Despite relatively mild wildfire seasons the past two years, California has seen 12 of its largest 20 wildfires – including the top eight – and 13 of the most destructive in the previous five years.
California has lost more than 4,560sq km – nearly 7% – of its tree cover since 1985. While forest increased in the 1990s, it declined rapidly after 2000 because of larger and more frequent fires, according to the study in the American Geophysical Union Advances journal.
A study of the southern Sierra Nevada – home to Yosemite, Sequoia and Kings Canyon national parks – found nearly a third of conifer forest had transitioned to other vegetation as a result of fire, drought or bark beetles in the past decade.
“We’re losing them at a rate that is something that we can’t sustain,” said Brandon Collins, co-author of that report in the journal Ecological Applications and adjunct forestry professor at the University of California, Berkeley.
“If you play it out (over) the next 20 to 30 years at the same rate, it would be gone.”
Some environmentalists, like Chad Hanson of the John Muir Project sponsored by the non-profit Earth Island Institute, said there’s a “myth of catastrophic wildfire” to support logging efforts – and he has often sued to block plans to remove dead trees or thin forests.
Hanson said seedlings are rising from the ashes in high-severity patches of fire and the dead wood provides habitat for imperilled spotted owls, Pacific fishers and rare woodpeckers.
Others are concerned failure to properly manage forests can result in intense fire that could harm wildlife habitat, the ability to store climate-warming carbon in trees and the quality of Sierra snowmelt that provides about 60% of the water for farms and cities.
Before the mid-1800s, fire sparked by lightning or set by Indigenous people burned millions of hectares a year.
It kept undergrowth in check, allowing low-intensity flames to creep along the forest floor and remove smaller trees competing with big ones.
But after settlers drove out Native Americans and logged forests, fighting fires became the mission to protect the valuable trees – and, increasingly, homes built deeper into wildlands.
In 1935, the US Forest Service established a policy to knock down any fire by 10am the next morning.
That has allowed forests to become four to seven times more densely wooded than they once were, Safford said.
While many larger, fire-resilient trees like ponderosa and Jeffrey pines were logged for lumber, smaller trees that are not so fire resistant have thrived.
They compete for water and their low branches allow fire to climb into the canopy of taller trees, fuelling devastating crown fires.
The Caldor Fire, which destroyed 1,000 structures while burning across the Sierra Crest and into the Tahoe basin, torched forest that hadn’t seen flames in over a century, Safford said.
Years of drought fuelled by a warmer climate had made it a tinderbox.
Swathes of Eldorado National Forest burned at such intensity that mature pines went up in flames and their seeds were killed.

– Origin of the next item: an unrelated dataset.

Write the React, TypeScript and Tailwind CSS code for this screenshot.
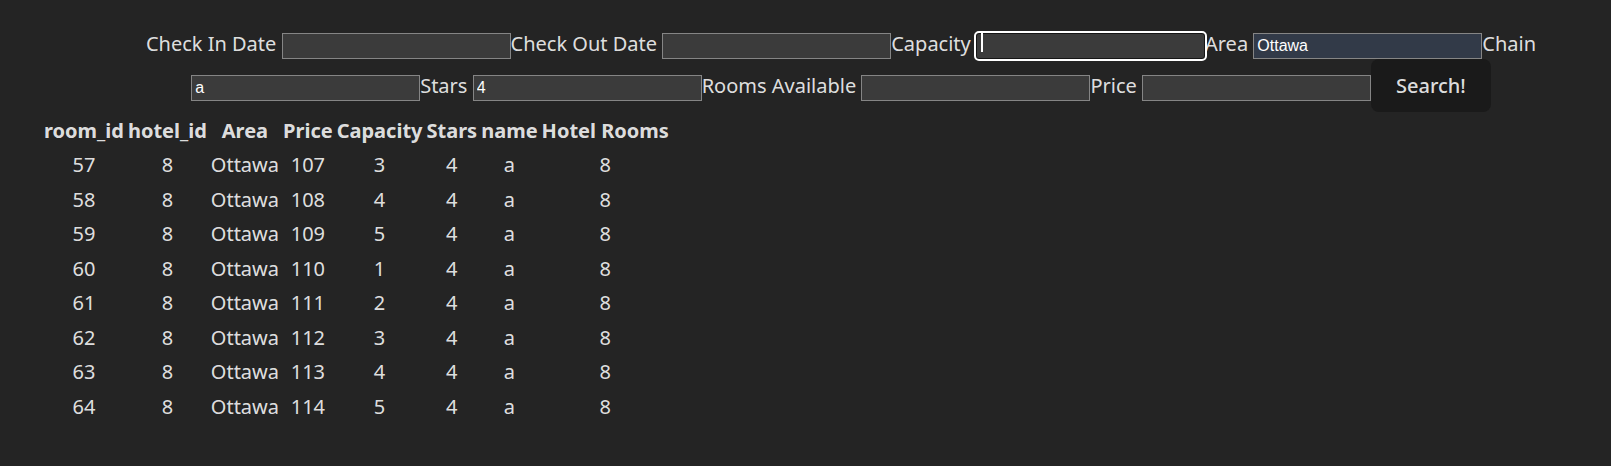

Unlike species such as giant sequoias and lodgepole pine that drop their seeds in fire, the dominant pines of the Sierra can’t reproduce if their seeds burn.
Manzanita and mountain whitethorn – chaparral typical at lower elevations in California – take root in ashes and can dominate the forest.
To tackle the problem of huge wildfires, the federal government, which owns nearly 60% of California’s 134,00sq km of forest, agreed to reduce fuels on 4,040sq km a year by 2025.
Fire scientists advocate more deliberate burning at low-to-moderate severity to clear vegetation that makes forests susceptible to big fires.
But the Forest Service has historically been risk averse, said Safford, the agency’s regional ecologist for two decades before retiring in 2021.
Instead, the Forest Service plans to ramp up forest thinning in places where the wildfire threat to communities and infrastructure is most immediate.
Last fall, when Safford led two graduate students up a rutted fire road through charred forest, they came upon a patch of life where large pines and cedars towered overhead and seedlings sprouted.
A “nirvana” is what Safford called it.
Smaller fire-intolerant trees had been harvested and other vegetation removed before the fire.
The space between the trees allowed the fire to creep along the ground, only charring some trunks.
Susan Britting, executive director of Sierra Forest Legacy acknowledged any cutting triggers scepticism because loggers historically took the largest, most marketable trees.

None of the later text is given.